CYBER bullying is a form of bullying carried out through Internet services such as email, chat rooms or web pages or via mobile phone technologies.
It is becoming increasingly common, is distressing to the victim and can be very dangerous.
According to research undertaken by the NSW Department of Education and Training (2007) on the prevalence of cyber bullying, more than two-thirds of adolescents have attempted to conceal non-essential Internet use from parents; one in four have been bullied or harassed online; 17% have used the ‘report’ button on MySpace; and more than half did not know how to seek help.
There are many ways in which someone can harass another person using the Internet, email or phone, including sending unwanted messages to torment, upset or threaten them; posting a picture or information that is offensive, defamatory or embarrassing; twisting what the person writes in chat rooms; spreading rumours or excluding them from chatting; logging onto an online forum as someone else and causing mischief.
Cyber stalking or harassment is also a worrying trend that generally involves following a person’s movements across the Internet, visiting the same chat rooms, leaving messages on message boards and sometimes persuading a third party to harass the victim.
We can encourage and support parents and teenagers to follow some simple rules when chatting online. The following advice is provided to high school students by the NSW Police:
- Don’t give out your last name, phone number (home or mobile), private email address, home address, school name, sporting locations you attend or parents’ work location.
- Always be careful when entering information into a blog (it doesn’t take too much to give your identity away); always check your chat profile to make sure it doesn’t include any personal information.
- Never email a picture of yourself to strangers or put a picture of yourself on your chat profile; never activate your webcam to persons you do not know in person or have just met on the Internet; never show yourself naked on webcam or in photos.
- Don’t open up emails, files or webpages that you get from people you don’t really know or trust; never give out your password, except to responsible adults in your family; don’t use a handle or nickname that may attract the wrong attention, e.g. ‘sweet_teen’, ‘sexy_girl’

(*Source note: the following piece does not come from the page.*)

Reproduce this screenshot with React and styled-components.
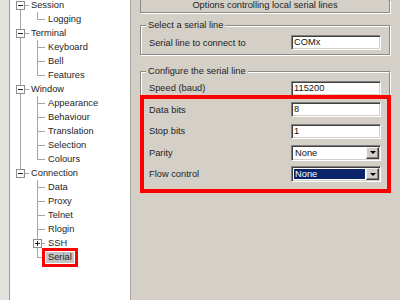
import React from 'react';
import styled, { createGlobalStyle } from 'styled-components';

const Global = createGlobalStyle`
  html, body { margin: 0; padding: 0; width: 400px; height: 300px; overflow: hidden; background: #d4d0c8; }
  body { font-family: "Liberation Sans", Arial, sans-serif; font-size: 9.3px; color: #1e1e1e; }
  * { box-sizing: border-box; }
`;

const LINE = '#a5a5a5';

const Window = styled.div`
  display: flex;
  width: 400px;
  height: 300px;
  overflow: hidden;
`;

const LeftEdge = styled.div`
  flex: none;
  width: 9px;
  background: #e4e2dd;
`;

const TreePane = styled.div`
  flex: none;
  width: 122px;
  background: #fff;
  border-left: 1px solid #9c9c9c;
  border-right: 1px solid #a9a7a1;
  overflow: hidden;
`;

const TreeList = styled.div`
  margin-top: -2px;
  display: flex;
  flex-direction: column;
`;

const TreeRow = styled.div`
  display: flex;
  align-items: center;
  height: 14px;
`;

function guideBg(v, x, hx, hl) {
  const imgs = [];
  const g = `linear-gradient(${LINE}, ${LINE})`;
  if (v === 'full') imgs.push(`${g} ${x}px 0 / 1px 14px no-repeat`);
  if (v === 'top') imgs.push(`${g} ${x}px 0 / 1px 7px no-repeat`);
  if (v === 'bottom') imgs.push(`${g} ${x}px 7px / 1px 7px no-repeat`);
  if (hl) imgs.push(`${g} ${hx}px 7px / ${hl}px 1px no-repeat`);
  return imgs.length ? imgs.join(', ') : 'none';
}

const Guide = styled.span`
  flex: none;
  display: flex;
  align-items: center;
  width: ${p => p.$w}px;
  height: 14px;
  background: ${p => guideBg(p.$v, p.$x, p.$hx, p.$hl)};
`;

const Expander = styled.span`
  width: 9px;
  height: 9px;
  margin-left: ${p => p.$ml}px;
  border: 1px solid #8e8e8e;
  background:
    linear-gradient(#222, #222) 1px 3px / 5px 1px no-repeat,
    ${p => (p.$plus ? 'linear-gradient(#222, #222) 3px 1px / 1px 5px no-repeat,' : '')}
    #fff;
`;

const NodeLabel = styled.span`
  padding: 0 2px;
  line-height: 11px;
  white-space: nowrap;
  background: ${p => (p.$selected ? '#c4c4c4' : 'transparent')};
  outline: ${p => (p.$selected ? '3px solid #f00' : 'none')};
  outline-offset: 1px;
`;

const Panel = styled.div`
  flex: 1;
  display: flex;
  flex-direction: column;
  padding: 0 10px 0 9px;
`;

const Header = styled.div`
  height: 13px;
  border: 1px solid #8c8a85;
  border-top: none;
  box-shadow: 1px 1px 0 #fff;
  text-align: center;
  line-height: 11px;
  white-space: nowrap;
`;

const Group = styled.fieldset`
  margin: ${p => p.$mt}px 0 0;
  padding: 1px 0 ${p => p.$pb}px;
  min-width: 0;
  border: 1px solid #8c8a85;
  box-shadow: inset 1px 1px 0 #fff, 1px 1px 0 #fff;
`;

const Legend = styled.legend`
  margin-left: 5px;
  padding: 0 2px;
  line-height: 11px;
  background: #d4d0c8;
  white-space: nowrap;
`;

const Row = styled.div`
  display: flex;
  align-items: center;
  justify-content: space-between;
  height: ${p => p.$h}px;
  padding: 0 8px;
  white-space: nowrap;
`;

const Highlight = styled.div`
  position: relative;
  &::after {
    content: '';
    position: absolute;
    inset: -4px -2px -8px -1px;
    border: 4px solid #f00;
    pointer-events: none;
  }
`;

const TextBox = styled.div`
  width: 90px;
  height: 15px;
  background: #fff;
  border: 1px solid;
  border-color: #808080 #fff #fff #808080;
  box-shadow: inset 1px 1px 0 #404040, inset -1px -1px 0 #d4d0c8;
  padding-left: 2px;
  line-height: 13px;
  color: #111;
`;

const Combo = styled.div`
  display: flex;
  width: 90px;
  height: 16px;
  background: #fff;
  border: 1px solid;
  border-color: #808080 #fff #fff #808080;
  box-shadow: inset 1px 1px 0 #404040, inset -1px -1px 0 #d4d0c8;
  padding: 1px;
`;

const ComboValue = styled.div`
  flex: 1;
  margin: 1px 1px 1px 1px;
  padding-left: 1px;
  line-height: 10px;
  background: ${p => (p.$sel ? '#0a246a' : 'transparent')};
  color: ${p => (p.$sel ? '#fff' : '#111')};
`;

const ComboButton = styled.div`
  flex: none;
  width: 13px;
  display: flex;
  align-items: center;
  justify-content: center;
  background: #d4d0c8;
  border: 1px solid;
  border-color: #f4f4f4 #404040 #404040 #f4f4f4;
  box-shadow: inset -1px -1px 0 #808080;
`;

const Arrow = styled.span`
  width: 0;
  height: 0;
  border-left: 3px solid transparent;
  border-right: 3px solid transparent;
  border-top: 3px solid #000;
`;

const tree = [
  { label: 'Session', children: [{ label: 'Logging' }] },
  { label: 'Terminal', children: [{ label: 'Keyboard' }, { label: 'Bell' }, { label: 'Features' }] },
  {
    label: 'Window',
    children: [
      { label: 'Appearance' },
      { label: 'Behaviour' },
      { label: 'Translation' },
      { label: 'Selection' },
      { label: 'Colours' },
    ],
  },
  {
    label: 'Connection',
    children: [
      { label: 'Data' },
      { label: 'Proxy' },
      { label: 'Telnet' },
      { label: 'Rlogin' },
      { label: 'SSH', collapsed: true },
      { label: 'Serial', selected: true },
    ],
  },
];

function Tree() {
  const rows = [];
  tree.forEach((root, ri) => {
    const first = ri === 0;
    const last = ri === tree.length - 1;
    rows.push(
      <TreeRow key={root.label}>
        <Guide $w={19} $x={10} $v={first ? 'bottom' : last ? 'top' : 'full'} $hx={10} $hl={9}>
          <Expander $ml={6} />
        </Guide>
        <NodeLabel>{root.label}</NodeLabel>
      </TreeRow>
    );
    root.children.forEach((c, ci) => {
      const lastChild = ci === root.children.length - 1;
      rows.push(
        <TreeRow key={root.label + c.label}>
          <Guide $w={19} $x={10} $v={last ? 'none' : 'full'} />
          <Guide $w={17} $x={8} $v={lastChild ? 'top' : 'full'} $hx={8} $hl={8}>
            {c.collapsed && <Expander $ml={4} $plus />}
          </Guide>
          <NodeLabel $selected={c.selected}>{c.label}</NodeLabel>
        </TreeRow>
      );
    });
  });
  return <TreeList>{rows}</TreeList>;
}

export default function App() {
  return (
    <>
      <Global />
      <Window>
        <LeftEdge />
        <TreePane>
          <Tree />
        </TreePane>
        <Panel>
          <Header>Options controlling local serial lines</Header>
          <Group $mt={6.5} $pb={0.5}>
            <Legend>Select a serial line</Legend>
            <Row $h={22}>
              <span>Serial line to connect to</span>
              <TextBox>COMx</TextBox>
            </Row>
          </Group>
          <Group $mt={10.5} $pb={4}>
            <Legend>Configure the serial line</Legend>
            <Row $h={21.5}>
              <span>Speed (baud)</span>
              <TextBox>115200</TextBox>
            </Row>
            <Highlight>
              <Row $h={21.5}>
                <span>Data bits</span>
                <TextBox>8</TextBox>
              </Row>
              <Row $h={21.5}>
                <span>Stop bits</span>
                <TextBox>1</TextBox>
              </Row>
              <Row $h={21.5}>
                <span>Parity</span>
                <Combo>
                  <ComboValue>None</ComboValue>
                  <ComboButton><Arrow /></ComboButton>
                </Combo>
              </Row>
              <Row $h={21.5}>
                <span>Flow control</span>
                <Combo>
                  <ComboValue $sel>None</ComboValue>
                  <ComboButton><Arrow /></ComboButton>
                </Combo>
              </Row>
            </Highlight>
          </Group>
        </Panel>
      </Window>
    </>
  );
}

- Remember, how people are in real life can be very different from how they are online – someone claiming to be a 15-year-old boy may be a 50-year-old man.
Although cyber bullying generally occurs outside the school environment, schools are increasingly affected and therefore instituting a range of appropriate actions.
The single most effective intervention, as with the more traditional types of bullying, is having a ‘whole school policy’ that spells out exactly how the problem is to be tackled.
Schools can raise awareness and understanding by providing professional development for teachers, education sessions for parents and, ideally, frank discussions that involve teachers, parents and students.
There are also curriculum-based measures (for example, ‘values education’, use of stories and drama) and social programs (such as peer mentoring and transition support) that can make a difference.
As clinicians, we all need to be aware of the hazards integral to the use of media technologies – not just screen time with links to obesity, sleep disorders and exposure to risky behaviours, but the possibilities of cyber bullying, especially among our teenage patients.
Dr Susan Towns, FRACP, is head of adolescent medicine at The Children’s Hospital at Westmead, NSW.